Jean-Louis Florentz

     
While still studying Natural Science and Literary Arabic at the Universities of Lyons and Paris, Jean-Louis Florentz entered the conservatory classes of Oliver Messiaen and Pierre Schaeffer. He also worked with Antoine Duhamel. In 1978 he won the Lili Boulanger Composition Prize, followed after 1980 by various other prizes awarded by the SACEM and the Institut de France. His numerous field trips in the tropics have taken him to the West Indies, Polynesia and Africa, in particular Kenya where he frequently carries out research into animal acoustics.

 
Jean-Louis Florentz is Professor of Etnomusicology at the Conservatoire National Supérieur de Musique in Lyons and has been a resident of the French Academy in Rome and the Casa de Velázquez in Madrid. In 1995 he was elected to the Institut de France (Académie des Beaux-Arts).
   
   
   
   
   


   
   

Jean-Louis Florentz
Laudes, Kidân Za-Nageh, 7 pieces for organ, op. 5
New, corrected edition entirely revised by the composer

AL 29 213

Album of all seven pieces
 

Ref.: BP

Inspired by the office of Matins in the Ethiopian liturgy, the Kidân Za-Nageh, these seven organ pieces composed between 1983 and 1985 are among Florentz’s most important works. They form part of a symphonic triptych consecrated to the Virgin Mary. The composer has retained the general form of the Ethiopian Matins - a succession of short prayers, mixing modernity with aural splendour.

 
While drawing attention to the presence in his score of irrational quintuplets and triplets, Florentz points out that he has revised and simplified the registrations in this new edition so that the work may be suited to the greatest possible number of organs, though still leaving the organist a certain latitude in this area.
   
   
   
   
   
   
   

New title :
L'Anneau de Salomon. op.14 a
Symphonic dance.
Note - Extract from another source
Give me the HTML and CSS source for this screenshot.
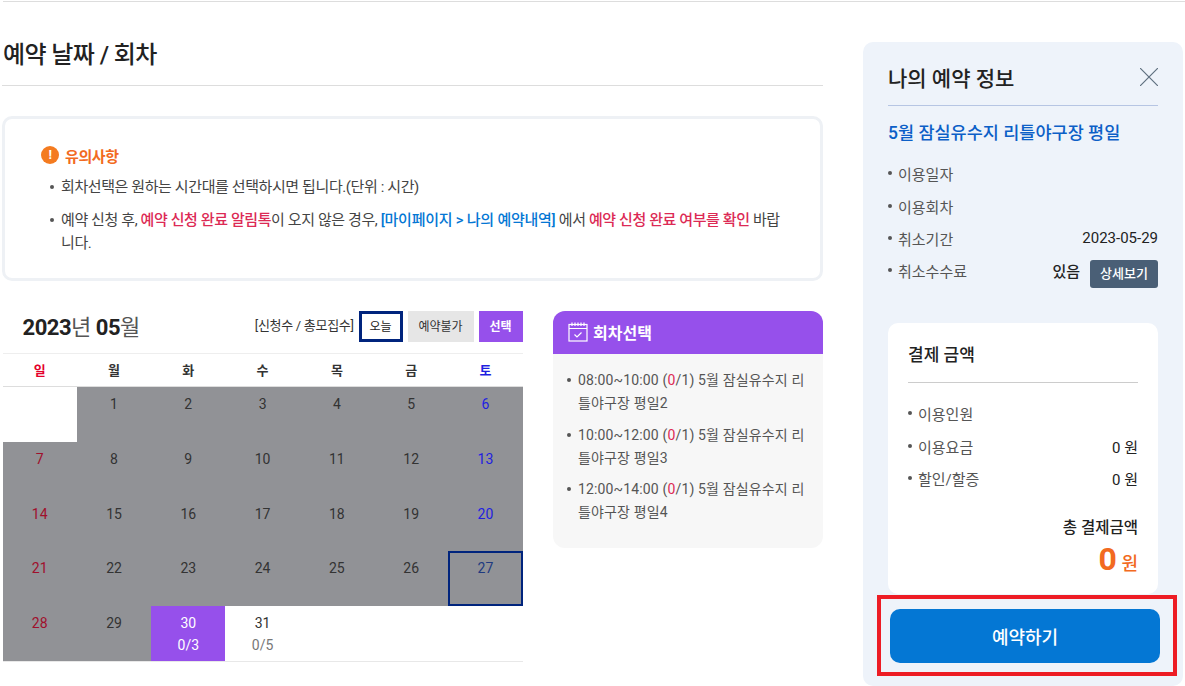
FILE: index.html
```html
<!DOCTYPE html>
<html lang="ko">
<head>
    <meta charset="UTF-8">
    <meta name="viewport" content="width=device-width, initial-scale=1.0">
    <title>예약 날짜 / 회차</title>
    <link rel="stylesheet" href="styles.css">
</head>
<body>
    <div class="top-line"></div>
    <div class="layout">
        <div class="main">
            <h2 class="page-title">예약 날짜 / 회차</h2>

            <div class="notice">
                <div class="notice-title">
                    <span class="notice-icon">!</span>
                    유의사항
                </div>
                <ul class="notice-list">
                    <li>회차선택은 원하는 시간대를 선택하시면 됩니다.(단위 : 시간)</li>
                    <li>예약 신청 후, <b class="red">예약 신청 완료 알림톡</b>이 오지 않은 경우, <b class="blue">[마이페이지 &gt; 나의 예약내역]</b> 에서 <b class="red">예약 신청 완료 여부를 확인</b> 바랍니다.</li>
                </ul>
            </div>

            <div class="booking">
                <div class="calendar">
                    <div class="cal-head">
                        <div class="cal-month"><b>2023</b>년 <b>05</b>월</div>
                        <div class="legend">
                            <span class="legend-text">[신청수 / 총모집수]</span>
                            <span class="legend-box today">오늘</span>
                            <span class="legend-box closed">예약불가</span>
                            <span class="legend-box selected">선택</span>
                        </div>
                    </div>
                    <div class="cal-week">
                        <div class="sun">일</div>
                        <div>월</div>
                        <div>화</div>
                        <div>수</div>
                        <div>목</div>
                        <div>금</div>
                        <div class="sat">토</div>
                    </div>
                    <div class="cal-grid">
                        <div class="cell"></div>
                        <div class="cell off">1</div>
                        <div class="cell off">2</div>
                        <div class="cell off">3</div>
                        <div class="cell off">4</div>
                        <div class="cell off">5</div>
                        <div class="cell off sat">6</div>
                        <div class="cell off sun">7</div>
                        <div class="cell off">8</div>
                        <div class="cell off">9</div>
                        <div class="cell off">10</div>
                        <div class="cell off">11</div>
                        <div class="cell off">12</div>
                        <div class="cell off sat">13</div>
                        <div class="cell off sun">14</div>
                        <div class="cell off">15</div>
                        <div class="cell off">16</div>
                        <div class="cell off">17</div>
                        <div class="cell off">18</div>
                        <div class="cell off">19</div>
                        <div class="cell off sat">20</div>
                        <div class="cell off sun">21</div>
                        <div class="cell off">22</div>
                        <div class="cell off">23</div>
                        <div class="cell off">24</div>
                        <div class="cell off">25</div>
                        <div class="cell off">26</div>
                        <div class="cell off sat is-today">27</div>
                        <div class="cell off sun">28</div>
                        <div class="cell off">29</div>
                        <div class="cell picked">30<span class="count">0/3</span></div>
                        <div class="cell">31<span class="count">0/5</span></div>
                        <div class="cell"></div>
                        <div class="cell"></div>
                        <div class="cell"></div>
                    </div>
                </div>

                <div class="rounds">
                    <div class="rounds-head">
                        <svg width="20" height="20" viewBox="0 0 20 20" fill="none" stroke="#fff" stroke-width="1.2">
                            <rect x="1" y="2.5" width="18" height="16.5"/>
                            <path d="M1 6.5h18M4 .5v3.5M7 .5v3.5M10 .5v3.5M13 .5v3.5M16 .5v3.5"/>
                            <path d="M6.5 12.5l2.5 2.5 4.5-4.5"/>
                        </svg>
                        회차선택
                    </div>
                    <ul class="rounds-list">
                        <li>08:00~10:00 (<span class="zero">0</span>/1) 5월 잠실유수지 리틀야구장 평일2</li>
                        <li>10:00~12:00 (<span class="zero">0</span>/1) 5월 잠실유수지 리틀야구장 평일3</li>
                        <li>12:00~14:00 (<span class="zero">0</span>/1) 5월 잠실유수지 리틀야구장 평일4</li>
                    </ul>
                </div>
            </div>
        </div>

        <div class="side">
            <div class="side-head">
                <h3>나의 예약 정보</h3>
                <svg width="18" height="18" viewBox="0 0 18 18" stroke="#5f7080" stroke-width="1.2">
                    <path d="M0 0l18 18M18 0L0 18"/>
                </svg>
            </div>
            <div class="side-name">5월 잠실유수지 리틀야구장 평일</div>
            <ul class="info-list">
                <li><span class="info-label">이용일자</span></li>
                <li><span class="info-label">이용회차</span></li>
                <li><span class="info-label">취소기간</span><span class="info-value">2023-05-29</span></li>
                <li class="fee-row"><span class="info-label">취소수수료</span><span class="info-value"><b>있음</b><a class="detail-btn">상세보기</a></span></li>
            </ul>

            <div class="pay-card">
                <h4>결제 금액</h4>
                <ul class="info-list">
                    <li><span class="info-label">이용인원</span></li>
                    <li><span class="info-label">이용요금</span><span class="info-value">0 원</span></li>
                    <li><span class="info-label">할인/할증</span><span class="info-value">0 원</span></li>
                </ul>
                <div class="total-label">총 결제금액</div>
                <div class="total-value"><b>0</b> 원</div>
            </div>

            <button class="reserve-btn">예약하기</button>
            <div class="red-frame"></div>
        </div>
    </div>
</body>
</html>
```

FILE: styles.css
```css
html, body {
    margin: 0;
    height: 686px;
    overflow: hidden;
    background-color: #fff;
    font-family: Roboto, "Noto Sans CJK KR", sans-serif;
    color: #333;
}
ul {
    margin: 0;
    padding: 0;
    list-style: none;
}
.top-line {
    height: 1px;
    margin: 1px 0 0 3px;
    background-color: #ddd;
}
.layout {
    display: flex;
    padding: 40px 0 0 2px;
}
.main {
    width: 821px;
}
.page-title {
    height: 44px;
    margin: 0;
    padding: 1px 0 0 1px;
    box-sizing: border-box;
    border-bottom: 1px solid #ddd;
    font-size: 24px;
    line-height: 24px;
    font-weight: 500;
    color: #222;
    letter-spacing: -0.6px;
}

/* 유의사항 */
.notice {
    box-sizing: border-box;
    height: 165px;
    margin-top: 30px;
    padding: 26px 35px 0 36px;
    border: 3px solid #eef1f5;
    border-radius: 10px;
    font-size: 15px;
    letter-spacing: -0.4px;
}
.notice-title {
    display: flex;
    align-items: center;
    gap: 6px;
    height: 20px;
    font-size: 15px;
    font-weight: 700;
    color: #f26a21;
}
.notice-icon {
    width: 18px;
    height: 18px;
    border-radius: 50%;
    background-color: #f47b20;
    color: #fff;
    font-size: 13px;
    line-height: 18px;
    text-align: center;
}
.notice-list {
    margin-top: 11px;
}
.notice-list li {
    position: relative;
    padding-left: 20px;
    margin-bottom: 10px;
    line-height: 23px;
    color: #444;
}
.notice-list li::before,
.rounds-list li::before,
.info-label::before {
    content: '';
    position: absolute;
    left: 9px;
    top: 9px;
    width: 4px;
    height: 4px;
    border-radius: 50%;
    background-color: #555;
}
.notice-list b {
    font-weight: 500;
}
.red {
    color: #dc2a55;
}
.blue {
    color: #0477d4;
    letter-spacing: -0.25px;
}

/* 달력 */
.booking {
    display: flex;
    align-items: flex-start;
    margin-top: 29px;
}
.calendar {
    width: 520px;
    margin-left: 0.6px;
}
.cal-head {
    display: flex;
    justify-content: space-between;
    align-items: center;
    height: 32px;
    padding-left: 20px;
}
.cal-month {
    margin-bottom: 3px;
    font-size: 22px;
    letter-spacing: -0.5px;
    color: #555;
}
.cal-month b {
    color: #222;
}
.legend {
    display: flex;
    align-items: center;
    font-size: 13px;
}
.legend-text {
    margin: 0 5px 3px 0;
    letter-spacing: -0.3px;
}
.legend-box {
    box-sizing: border-box;
    height: 31px;
    margin-left: 5px;
    font-size: 12px;
    line-height: 33px;
    text-align: center;
}
.legend-box.today {
    width: 44px;
    margin-left: 0;
    border: 3px solid #00247d;
    line-height: 27px;
    color: #222;
}
.legend-box.closed {
    width: 66px;
    background-color: #e6e6e6;
}
.legend-box.selected {
    width: 44px;
    background-color: #9650eb;
    color: #fff;
    font-weight: 700;
}
.cal-week {
    display: grid;
    grid-template-columns: repeat(7, 1fr);
    height: 32px;
    margin-top: 11px;
    border-top: 1px solid #eee;
    border-bottom: 1px solid #ddd;
    font-size: 13px;
    font-weight: 700;
    line-height: 33px;
    text-align: center;
}
.cal-week .sun {
    color: #e4002b;
}
.cal-week .sat {
    color: #1f1fe0;
}
.cal-grid {
    display: grid;
    grid-template-columns: repeat(7, 1fr);
    grid-auto-rows: 54.8px;
    border-bottom: 1px solid #e8e8e8;
}
.cell {
    box-sizing: border-box;
    padding-top: 7px;
    font-size: 14px;
    line-height: 20px;
    text-align: center;
}
.cell.off {
    background-color: #919296;
}
.cell.sun {
    color: #a0102c;
}
.cell.sat {
    color: #1f1fe0;
}
.cell.is-today {
    padding-top: 5px;
    border: 2px solid #00247d;
    color: #1f3a80;
}
.cell.picked {
    background-color: #9650eb;
    color: #fff;
}
.count {
    display: block;
    margin-top: 2px;
    color: #777;
}
.picked .count {
    color: #fff;
}

/* 회차선택 */
.rounds {
    width: 270px;
    margin: 1px 0 0 30.4px;
    border-radius: 12px;
    background-color: #f7f7f7;
    overflow: hidden;
}
.rounds-head {
    box-sizing: border-box;
    display: flex;
    align-items: center;
    gap: 5px;
    height: 43px;
    padding: 0 0 2px 15px;
    background-color: #9650eb;
    color: #fff;
    font-size: 16px;
    font-weight: 700;
}
.rounds-list {
    padding: 15px 15px 15px 25px;
}
.rounds-list li {
    position: relative;
    margin-bottom: 8.5px;
    font-size: 14px;
    line-height: 23px;
    letter-spacing: 0.15px;
    color: #555;
}
.rounds-list li::before {
    left: -11px;
}
.zero {
    color: #dc2a55;
}

/* 나의 예약 정보 */
.side {
    position: relative;
    box-sizing: border-box;
    width: 320px;
    height: 644px;
    margin-left: 40px;
    padding: 0 25px;
    border-radius: 10px;
    background-color: #eef3fa;
}
.side-head {
    display: flex;
    justify-content: space-between;
    align-items: center;
    height: 63px;
    border-bottom: 1px solid #b6c5e3;
}
.side-head h3 {
    margin: 6px 0 0;
    font-size: 21px;
    font-weight: 500;
    color: #222;
}
.side-head svg {
    margin-top: 6px;
}
.side-name {
    margin-top: 15px;
    font-size: 17.5px;
    font-weight: 500;
    line-height: 24px;
    color: #0c5fc7;
}
.side > .info-list {
    margin-top: 12.5px;
}
.info-list li {
    display: flex;
    justify-content: space-between;
    align-items: center;
    height: 32.4px;
    font-size: 15px;
}
.info-label {
    position: relative;
    padding-left: 10px;
    color: #555;
}
.info-label::before {
    left: 0;
    top: 8px;
}
.info-value {
    display: flex;
    align-items: center;
    color: #222;
}
.info-value b {
    font-weight: 500;
}
.detail-btn {
    width: 68px;
    height: 28px;
    margin: 7px 0 0 10px;
    border-radius: 3px;
    background-color: #4a5f76;
    color: #fff;
    font-size: 13px;
    font-weight: 500;
    line-height: 28px;
    text-align: center;
}

/* 결제 금액 */
.pay-card {
    box-sizing: border-box;
    height: 271px;
    margin-top: 35.5px;
    padding: 0 20px;
    border-radius: 10px;
    background-color: #fff;
}
.pay-card h4 {
    height: 59px;
    margin: 0;
    border-bottom: 1px solid #ccc;
    font-size: 17px;
    font-weight: 500;
    line-height: 64px;
    color: #222;
}
.pay-card .info-list {
    margin-top: 15px;
}
.total-label {
    margin-top: 21px;
    font-size: 15.5px;
    font-weight: 500;
    line-height: 24px;
    text-align: right;
    color: #222;
}
.total-value {
    margin-top: 1px;
    font-size: 18px;
    font-weight: 500;
    line-height: 36px;
    text-align: right;
    color: #f26a21;
}
.total-value b {
    font-size: 32px;
    font-weight: 700;
}
.reserve-btn {
    display: block;
    width: 270px;
    height: 54px;
    margin: 15px 0 0 2px;
    border: none;
    border-radius: 10px;
    background-color: #0477d4;
    color: #fff;
    font-family: inherit;
    font-size: 18px;
    font-weight: 500;
}
.red-frame {
    position: absolute;
    left: 14px;
    top: 553px;
    width: 292px;
    height: 73px;
    border: 4px solid #ed1c24;
}
```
Version for orchestra alone

AL 29 174
AL 28 175

Score
Orchestral parts

Ref : BP
en location

            

op. 14 b, Version with mixed chorus

AL 29 280

Piano reduction by Anne le Forestier
 

Ref.: BH

Composed between 1997 and 1998 as a ballet with chorus, this symphonic fresco, an allegory of recent South African history, is based on an argument by Florentz himself that was inspired by oriental tales, Biblical stories, and the autobiography of Nelson Mandela, to whom the work is dedicated. Florentz’s taste for travel has led him principally to Africa, where he has been able to assimilate various different cultures.

 
Fascinated not by traditional music but by "Africa in its totality", as he says, he has written a work in which rhythm has an very important place.
   
   
   
   
   
   
   

Available in a few weeks :
Les Jardins d'Amènta, op.13.
Symphonic tale for large orchestra

AL 29 114
AL 29 115

Score
Orchestral parts
 

Ref.: DD
on hire

This "symphonic tale", completed in 1997, turns once more to Africa for inspiration. Based on a fragment of the Egyptian Book of the Dead, it relates the journey of the deceased’s soul through the various stages that take it to the beyond. This is a purely instrumental narrative, a kind of "concerto for virtuoso orchestra", in the composer’s words, "whose formal conception is mainly inspired by the structure of African tales". For this dense and richly varied music, Jean-Louis Florentz uses an essentially tonal language.

   
   
   
   
   
   
   
   

Magnificat - Antiphone pour la visitation, op.3
for tenor, mixed chorus and orchestra

AL 28 848
AL 28 849

Score
Orchestral parts

In prep.
On hire

Commissioned by Paris’s Festival d’Art Sacré, this original, four-part work for tenor, mixed chorus and orchestra, first performed in 1980, is a work brimful of light, albeit at times sorrowful or serene. African music, so dear to the composer, is clearly in evidence, and Henri Dutilleux sees in it "a keen sense of mystery without which (…) there can be no true music".
   
   
   
   
   
   
   
   

Le songe de Lluc Alcari, op.10
Concerto for cello and orchestra

AL 28 862
AL 28 863

Score
Orchestral parts

Ref. : In prep.
On hire

Commissioned by the French State and the association Musique Nouvelle en Liberté for the Orchestre de Paris, this cello concerto was first performed by Yvon Chiffoleau in 1994. Its four movements are played without a break. Dedicated to the memory of a deceased friend, this consonant though not tonal work is based on an highly colourful orchestration that makes great demands not only on the soloist but on the instruments of the orchestra as well.